While I agree with M.J. that this is an important statistic, I don’t share his optimism that the Democratic Party will shed its knee-jerk pro-Israelism anytime soon.  Nevertheless, I do think that numbers like this indicate a long-term shift in the making.  As he notes, the Democrats have historically been far the most pro-Israel of political parties.  Harry Truman recognized the new Israeli state.  LBJ helped Israel win the 1967 war.  Jimmy Carter negotiated Camp David with Menachem Begin.  Bill Clinton made his own valiant Camp David effort, though it came up short.

Republicans have, in the past, been laggards in supporting Israel. Eisenhower ended the Sinai War by threatening Israel and its allies.  Nixon and Kissinger urged Israel to accept a ceasefire by threatening to withhold further military aid.  Remember Jim Baker’s foul-mouthed taunt of Yitzhak Shamir and George Bush’s aid freeze?

All that has changed of course in the past decade or so as wealthy Jewish corporate titans like Sheldon Adelson and a host of others have poured hundreds of millions into GOP coffers.  As M.J. correctly notes, the Republicans are playing catch-up.  Now, at least, there is a competition between the parties to see who can be the most slavishly pro-Israel.  A perfect, and most unseemly example, is Barack Obama’s recent dog and pony show in Israel during which he hit all the high notes from the Israel-America hymnal.

But what if the two parties are gradually moving in quite different directions on this subject as the Pew poll indicates?  What if the GOP becomes virtually a mirror image of the Likud in its Israel-related agenda, while the increasing alienation of the Democratic rank and file leads to challenging the accepted pro-Israel wisdom?  What if it is no longer critical for Democratic candidates to ask “how high” when the Lobby tells them to jump?
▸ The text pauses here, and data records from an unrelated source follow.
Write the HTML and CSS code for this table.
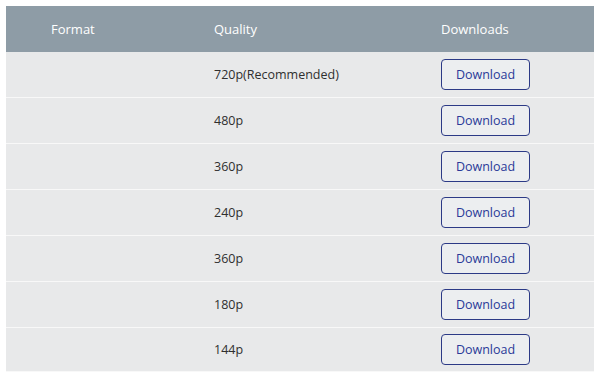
FILE: index.html
```html
<!DOCTYPE html>
<html>
<head>
<meta charset="utf-8">
<link rel="stylesheet" href="styles.css">
</head>
<body>
<div class="table">
  <div class="row head">
    <div class="cell">Format</div>
    <div class="cell">Quality</div>
    <div class="cell">Downloads</div>
  </div>
  <div class="row">
    <div class="cell"></div>
    <div class="cell">720p(Recommended)</div>
    <div class="cell"><button class="btn">Download</button></div>
  </div>
  <div class="row">
    <div class="cell"></div>
    <div class="cell">480p</div>
    <div class="cell"><button class="btn">Download</button></div>
  </div>
  <div class="row">
    <div class="cell"></div>
    <div class="cell">360p</div>
    <div class="cell"><button class="btn">Download</button></div>
  </div>
  <div class="row">
    <div class="cell"></div>
    <div class="cell">240p</div>
    <div class="cell"><button class="btn">Download</button></div>
  </div>
  <div class="row">
    <div class="cell"></div>
    <div class="cell">360p</div>
    <div class="cell"><button class="btn">Download</button></div>
  </div>
  <div class="row">
    <div class="cell"></div>
    <div class="cell">180p</div>
    <div class="cell"><button class="btn">Download</button></div>
  </div>
  <div class="row last">
    <div class="cell"></div>
    <div class="cell">144p</div>
    <div class="cell"><button class="btn">Download</button></div>
  </div>
</div>
</body>
</html>
```

FILE: styles.css
```css
html, body {
  margin: 0;
  background: #ffffff;
}

body {
  padding: 6px 6px 0 6px;
  font-family: "Open Sans", "Liberation Sans", sans-serif;
  font-size: 12.5px;
  color: #2f2f2f;
}

.table {
  display: flex;
  flex-direction: column;
  background: #e8e9ea;
  width: 588px;
}

.row {
  display: grid;
  grid-template-columns: 163px 227px 1fr;
  height: 45px;
  align-items: center;
  border-bottom: 1px solid #f8f8f8;
}

.row.last {
  height: 43px;
}

.row.head {
  background: #8e9ca6;
  color: #ffffff;
  height: 46px;
  border-bottom: none;
  font-size: 13px;
}

.cell {
  padding-left: 45px;
}

.btn {
  width: 89px;
  height: 31px;
  box-sizing: border-box;
  border: 1px solid #2c3a86;
  border-radius: 4px;
  background: #eceef0;
  color: #2a3998;
  font-family: "Open Sans", "Liberation Sans", sans-serif;
  font-size: 12.5px;
  font-weight: 500;
  padding: 0;
  cursor: pointer;
}
```
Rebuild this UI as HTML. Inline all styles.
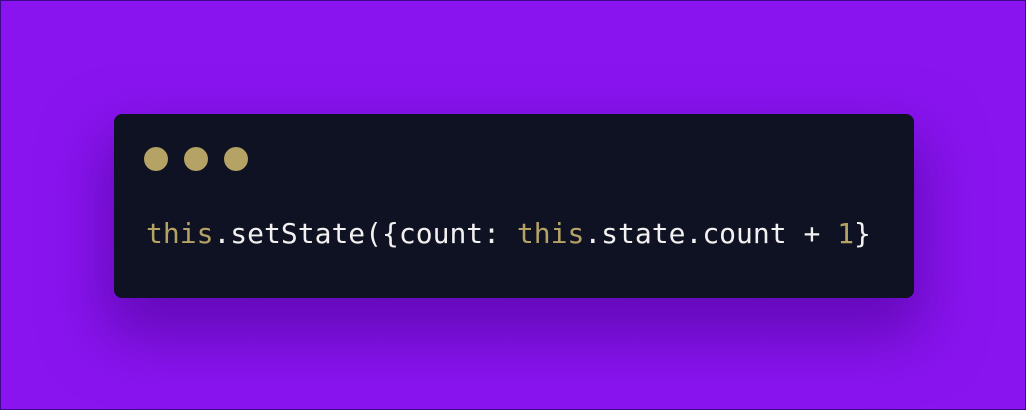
<!DOCTYPE html>
<html><head><meta charset="utf-8"><style>
html,body{margin:0;padding:0}
body{width:1026px;height:410px;background:#8a14f0;position:relative;overflow:hidden;box-sizing:border-box;border:1px solid #3a0a8a}
.card{position:absolute;left:113px;top:113px;width:800px;height:184px;background:#0e1222;border-radius:8px;box-shadow:0 30px 60px 10px rgba(70,0,140,0.55)}
.dot{position:absolute;top:33px;width:24px;height:24px;border-radius:50%;background:#b5a265}
.code{position:absolute;left:32px;top:103px;font-family:"DejaVu Sans Mono","Liberation Mono",monospace;font-size:28px;color:#f2f0f0;white-space:pre;line-height:34px}
.g{color:#b5a265}
</style></head><body>
<div class="card">
<div class="dot" style="left:30px"></div>
<div class="dot" style="left:70px"></div>
<div class="dot" style="left:110px"></div>
<div class="code"><span class="g">this</span>.setState({count: <span class="g">this</span>.state.count + <span class="g">1</span>}</div>
</div>
</body></html>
Though American politics are always tough to predict, it appears the GOP has entered what could be an extended hiatus in which its influence wanes.  Its ability to elect presidents appears curtailed, at least for now.  It has lost much of the vote among Blacks, Latinos and Asians.  It has found itself out of touch with the mainstream on issues regarding gay rights and gay marriage.  What if, in becoming the most pro-Israel party, the GOP is only further cementing its isolation from the mainstream?  What if the Democrats are in the midst of a long-term period of dominance in presidential politics that continues for some time to come?

I would predict that just as attitudes among youth serve as the leading edge among Americans as harbingers of change, this may be the case with Israel as well (only 36% of those 18-29 favor Israel over the Palestinians in the poll).  The older generation, schooled in the folk myth of Israel’s founding in 1948 and its fight for survival among Arabs seeking its destruction, will eventually give way to a younger generation who sees nothing but stalemate and rejectionism on both sides.  Unlike in the past, they will blame the Israelis at least as much as the Palestinians, perhaps more.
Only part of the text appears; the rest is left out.